Wednesday, March 02, 2011

Means of communication

Which is the more efficient means of communication: face-to-face discussion, or email?

Obviously the only right answer is "it depends on what you're trying to communicate", but once we get past that, the discussion always focuses on a few key points. The first is the value of non-verbal communication, all the things in tone of voice and expressions. The second is the interactivity -- you can get a response back to something immediately, respond to it immediately, etc.

Those are important things. They matter. But everyone tends to stop there, and they're barely the tip of the iceberg. One could have a very interesting discussion about comparing the merits of those factors to the big merits of the asynchronous format, merits which everyone seems to dismiss, even though they're also big and important.

Like the ability to compose your thoughts, reorder them, check them over, and make sure they make sense, before you click Send. All those big advantages mentioned earlier can, I think, be weighed up against that one, and I think you'd have to conclude that it's a fair fight, one that could tip either way depending on the specifics of the situation and the people.

Yet no one ever really considers that one; it barely merits a mention, and usually not even that. Because we had face-to-face before we had email, and it's easy to notice what we lose, and harder to realize the value of what we gained. But that chance to put your thoughts in order is huge. Admittedly, more so for people who have fair or good writing skills than for those who aren't good at it; but even those who aren't good at it can still benefit a great deal from this if they tried.

But all this is so much pretty noise. When it comes down to it, all the reasons anyone cites are of trivial consequence, compared to the one, and only one, reason why meetings are more productive than emails. Every other factor tends to cancel out with opposed factors, or vary too much depending on situations. Time and again, meetings are more efficient for one reason no one wants to admit or mention.

When you get someone to a meeting, they actually listen. They pay attention to what you're saying, and more importantly, to what they're saying in return. They aren't doing ten other things. They aren't skimming.

Okay, I know what you're thinking. I don't always pay attention in meetings! Nor do the people I meet with. Well, that's true, but to a much smaller extent than you might realize. And in very small meetings, like two or three people talking face to face, it's almost nil. The important point is to compare it to emails. The problem with emails is not anything about the emails; it's that people skim them, and don't take them seriously, don't invest any time or effort in reading or writing them.

It's really about time investment. If people invested half the amount of time a meeting would take in just reading, really reading, the email, and then really thinking about their response, the same work would get done. And I don't mean the word "half" as an exaggeration for effect. When you think about the amount of overhead involved in trying to schedule meetings, trying to free up a large continuous block of time, matching schedules, travel, and the unproductive chatter that meetings always carry along with the actual talking about the thing the meeting is about,the time factor can really be that big.

But people will invest a tenth as much time in the emails as they would in a face-to-face, and then they complain that email doesn't work as well. It's self-fulfilling. Of course you're not going to put a lot of time and effort into it if it doesn't work... but of course it won't work if you won't put any time and effort into it.

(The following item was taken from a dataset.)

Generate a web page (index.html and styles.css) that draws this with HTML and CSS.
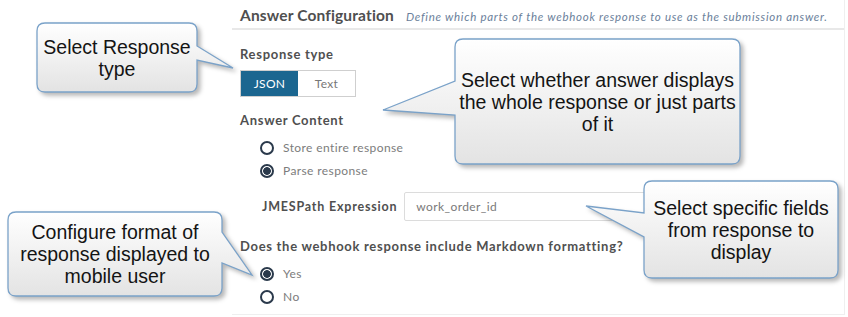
FILE: index.html
```html
<!DOCTYPE html>
<html lang="en">
<head>
    <meta charset="UTF-8">
    <title>Answer Configuration</title>
    <link rel="stylesheet" href="styles.css">
</head>
<body>
    <div class="panel">
        <div class="panel-head">
            <h2>Answer Configuration</h2>
            <span class="hint">Define which parts of the webhook response to use as the submission answer.</span>
        </div>

        <div class="label first">Response type</div>
        <div class="seg">
            <span class="seg-btn active">JSON</span>
            <span class="seg-btn">Text</span>
        </div>

        <div class="label">Answer Content</div>
        <div class="radios">
            <div class="radio"><span class="dot"></span>Store entire response</div>
            <div class="radio"><span class="dot on"></span>Parse response</div>
        </div>

        <div class="jmes">
            <span class="jmes-label">JMESPath Expression</span>
            <div class="input">work_order_id</div>
        </div>

        <div class="label md">Does the webhook response include Markdown formatting?</div>
        <div class="radios">
            <div class="radio"><span class="dot on"></span>Yes</div>
            <div class="radio"><span class="dot"></span>No</div>
        </div>
    </div>

    <!-- callouts laid over the form -->
    <div class="callout c1">
        <svg width="160" height="69"><path d="M8,0 H152 Q160,0 160,8 V23 L196,45 L160,37 V61 Q160,69 152,69 H8 Q0,69 0,61 V8 Q0,0 8,0 Z"/></svg>
        <p>Select Response<br>type</p>
    </div>
    <div class="callout c2">
        <svg width="285" height="125"><path d="M8,0 H277 Q285,0 285,8 V117 Q285,125 277,125 H8 Q0,125 0,117 V76 L-72,71 L0,42 V8 Q0,0 8,0 Z"/></svg>
        <p>Select whether answer displays<br>the whole response or just parts<br>of it</p>
    </div>
    <div class="callout c3">
        <svg width="194" height="97"><path d="M8,0 H186 Q194,0 194,8 V89 Q194,97 186,97 H8 Q0,97 0,89 V56 L-58,25 L0,32 V8 Q0,0 8,0 Z"/></svg>
        <p>Select specific fields<br>from response to<br>display</p>
    </div>
    <div class="callout c4">
        <svg width="214" height="84"><path d="M8,0 H206 Q214,0 214,8 V20 L244,63 L214,51 V76 Q214,84 206,84 H8 Q0,84 0,76 V8 Q0,0 8,0 Z"/></svg>
        <p>Configure format of<br>response displayed to<br>mobile user</p>
    </div>

    <svg class="defs" width="0" height="0">
        <defs>
            <linearGradient id="fade" x1="0" y1="0" x2="0" y2="1">
                <stop offset="0" stop-color="#ffffff"/>
                <stop offset="1" stop-color="#e3e3e3"/>
            </linearGradient>
        </defs>
    </svg>
</body>
</html>
```

FILE: styles.css
```css
body {
    margin: 0;
    width: 848px;
    height: 317px;
    position: relative;
    overflow: hidden;
    background: #fff;
    font-family: Lato, "Open Sans", sans-serif;
    color: #4d4d4d;
}
.panel {
    margin-left: 232px;
    width: 612px;
    height: 314px;
    border-right: 1px solid #efefef;
    border-bottom: 1px solid #efefef;
}
.panel-head {
    display: flex;
    align-items: baseline;
    gap: 12px;
    height: 28px;
    padding: 0 8px;
    border-bottom: 2px solid #e8e8e8;
}
.panel-head h2 {
    margin: 0;
    font-size: 15.5px;
    font-weight: 700;
    line-height: 30px;
    letter-spacing: 0.15px;
    color: #4f4f4f;
}
.hint {
    font-size: 11.5px;
    font-style: italic;
    letter-spacing: 0.72px;
    color: #6b7f9b;
}
.label {
    margin: 15px 0 0 8px;
    font-size: 13px;
    font-weight: 700;
    line-height: 16px;
    letter-spacing: 0.7px;
    color: #505050;
}
.label.first { margin-top: 16px; }
.label.md { margin-top: 17px; }
.seg {
    display: flex;
    margin: 8px 0 0 8px;
    width: 116px;
    height: 27px;
    border: 1px solid #cfcfcf;
    box-sizing: border-box;
}
.seg-btn {
    flex: 1;
    display: flex;
    align-items: center;
    justify-content: center;
    font-size: 12px;
    letter-spacing: 0.3px;
    color: #777;
}
.seg-btn.active {
    background: #1b6690;
    color: #fff;
}
.radios {
    margin: 8px 0 0 28px;
}
.radio {
    display: flex;
    align-items: center;
    gap: 9px;
    height: 23px;
    font-size: 12px;
    letter-spacing: 0.4px;
    color: #7c7c7c;
}
.dot {
    width: 14px;
    height: 14px;
    box-sizing: border-box;
    border: 2px solid #2a394b;
    border-radius: 50%;
}
.dot.on {
    background: radial-gradient(circle, #2a394b 0 3.5px, #fff 4.2px);
}
.jmes {
    display: flex;
    align-items: center;
    gap: 7px;
    margin: 10px 0 0 30px;
}
.jmes-label {
    font-size: 12.5px;
    font-weight: 700;
    letter-spacing: 0.8px;
    color: #505050;
}
.input {
    width: 300px;
    height: 29px;
    box-sizing: border-box;
    border: 1px solid #dcdcdc;
    border-radius: 2px;
    padding-left: 11px;
    display: flex;
    align-items: center;
    font-size: 12px;
    letter-spacing: 0.4px;
    color: #7a7a7a;
}

.callout {
    position: absolute;
    display: flex;
    align-items: center;
    justify-content: center;
    text-align: center;
}
.callout svg {
    position: absolute;
    left: 0;
    top: 0;
    overflow: visible;
    filter: drop-shadow(3px 3px 2px rgba(0,0,0,0.28));
}
.callout path {
    fill: url(#fade);
    stroke: #7aa2c9;
    stroke-width: 1.3;
}
.callout p {
    position: relative;
    margin: 0;
    font-family: "Liberation Sans", Arial, sans-serif;
    font-size: 19.5px;
    line-height: 22px;
    color: #141414;
}
.c1 { left: 37px; top: 23px; width: 160px; height: 69px; }
.c2 { left: 455px; top: 39px; width: 285px; height: 125px; }
.c3 { left: 644px; top: 181px; width: 194px; height: 97px; }
.c4 { left: 8px; top: 212px; width: 214px; height: 84px; }
.defs { position: absolute; }
```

Now, I'm expecting to be argued against, and I would absolutely welcome a real discussion about it, even if I can be proven wrong. But I think most people's reaction will be dismissive -- they won't address the actual point. And they can't, because hardly anyone has actually put this to the test. Everyone remembers the emails that didn't work, but how many people have enough experience with the few people who actually take them seriously enough to prove the point? The conclusion is invariably assumed and then used to justify itself.

But next time someone insists on printing out the email and coming over to ask you what the email said, just imagine how much of their time, not to mention yours, would have been saved if they had just read it. Multiply that over the three or four email exchanges it would have taken to settle something that ends up requiring a 45-minute meeting (plus 30 minutes of setting up the meeting), and see how the math works.

If you assume the quality of the emails will be as bad as the ones you currently get (and probably send), you'll come to the same conclusion everyone else does. But if you assume the quality of the emails is what you could have done if you brought as much attention and focus as the meeting, by its nature, drew out of you, I think you might come to a different conclusion. Enough, at least, to say it's not a foregone conclusion; enough where the place we started, that it could go either way depending on the kind of communication and the kind of people. Enough, perhaps, that we could finally have the discussion.